Saskatchewan cannot use notwithstanding clause to ‘shut’ courts out of Charter ‘conversation’: lawyer

By Terry Davidson ·

Law360 Canada (August 20, 2025, 5:00 PM EDT) -- Pre-emptively invoking the notwithstanding clause does not bar the courts from still making it known whether laws brought via the clause infringe on people’s rights, says a lawyer of a landmark case involving Saskatchewan’s controversial pronoun policy.

The historic Aug. 11 ruling by the Court of Appeal for Saskatchewan in Saskatchewan (Minister of Education) v. UR Pride Centre for Sexuality and Gender Diversity, 2025 SKCA 74 is the latest chapter in a fight over the province’s pronoun rule for its schools — and the government’s use of the notwithstanding clause to implement the rule.

The appeal court maintained that the government’s pre-emptive use of the notwithstanding clause does not bar courts from declaring that laws allowed to operate contrary to the Charter do, in fact, infringe on people’s Charter rights.

Enacted in 2023, Saskatchewan’s pronoun law makes it so children under 16 need their parent’s permission before being able to change their gender pronouns or names; teachers and school staff are compelled to follow the rule.

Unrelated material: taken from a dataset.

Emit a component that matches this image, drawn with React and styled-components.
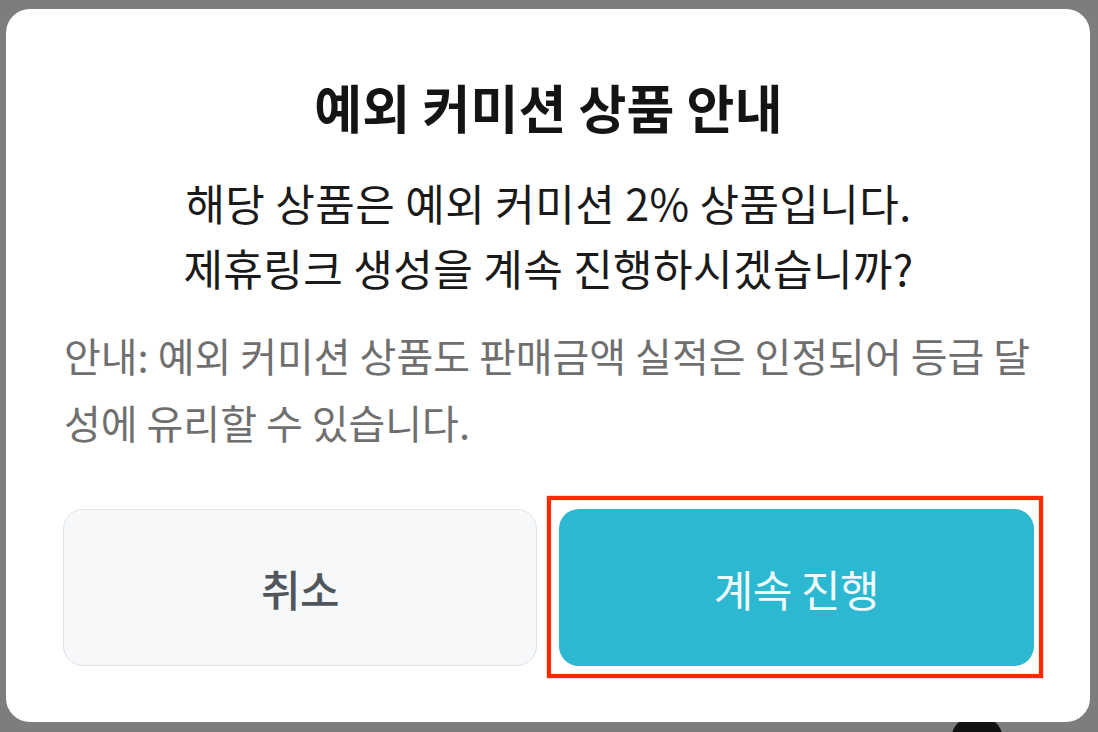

After invoking the law, Saskatchewan’s government used the notwithstanding clause to protect its pronoun rule from judicial review.

UR Pride Centre for Sexuality and Gender Diversity, a Regina-based advocacy organization, launched a legal challenge.

The notwithstanding clause, contained in s. 33 of the Charter, permits the government to adopt legislation to override certain rights and freedoms for a period of time, subject to renewal.

But Saskatchewan’s appeal court decided 4-1 that democracy is strengthened if citizens are made aware of when their rights are being limited through laws enacted via the notwithstanding clause.

“The proper functioning of our constitutional democracy is enhanced, not impaired, if Canada’s citizens, and legislators alike, are made aware when legislation that is allowed to operate by virtue of [the notwithstanding clause] does so in a way that limits Charter rights and freedoms,” found Justice Robert Leurer, who wrote for the majority of the court.

Justices Georgina Jackson, Lian Schwann and Jerome Tholl agreed with Justice Leurer, while Justice Neal Caldwell stood in dissent.

Justice Leurer found that the lower court in this case had “the jurisdiction to determine” whether the pronoun law limits the Charter rights of individuals — and thus has the ability to “issue a declaratory judgment” on the matter.

The appeal court decided that while the pronoun law still stands, the lower court had the ability to at least grant a declaration that the law violates people’s rights.

Adam Goldenberg, McCarthy Tétrault

Adam Goldenberg, McCarthy Tétrault

UR Pride lawyer Adam Goldenberg told Law360 Canada the appeal court’s ruling means the government’s pre-emptive use of the notwithstanding clause “does not mean the judiciary has no role to play in determining whether laws unreasonably limit Charter rights.”

“Legislatures do not have the power under Section 33 of the Charter to oust the jurisdiction of a superior court to answer a constitutional question — namely, does this law unreasonably limit rights that are guaranteed in the Charter,” said Goldenberg, a partner with McCarthy Tétrault in Toronto.

“The government’s position has been that the notwithstanding clause is a showstopper, whether it is invoked before or after a court has made a ruling on the merits — [that] the legislature has the power to shut the judiciary out of the conversation completely. What the Court of Appeal has decided … is that that is not what the notwithstanding clause says, nor is it what the notwithstanding clause means, that the judiciary still has a role — at least still has discretion to grant a declaration that a law that operates notwithstanding Charter provisions unreasonably limits the rights guaranteed in the Charter.”

Saskatchewan’s government has reportedly said in the past it would take the issue to the Supreme Court of Canada if necessary.

A request for comment from legal counsel representing the Saskatchewan government was not returned.

Meanwhile, a similar challenge involving Quebec’s use of the notwithstanding clause is on its way to the Supreme Court of Canada. That case involves the Quebec government’s use of s. 33 to bring about its controversial prohibition on public sector workers from wearing religious symbols.

Unlike the Saskatchewan case, the Quebec government reportedly won two court rulings in that province, which resulted in the case being filed to Canada’s top court.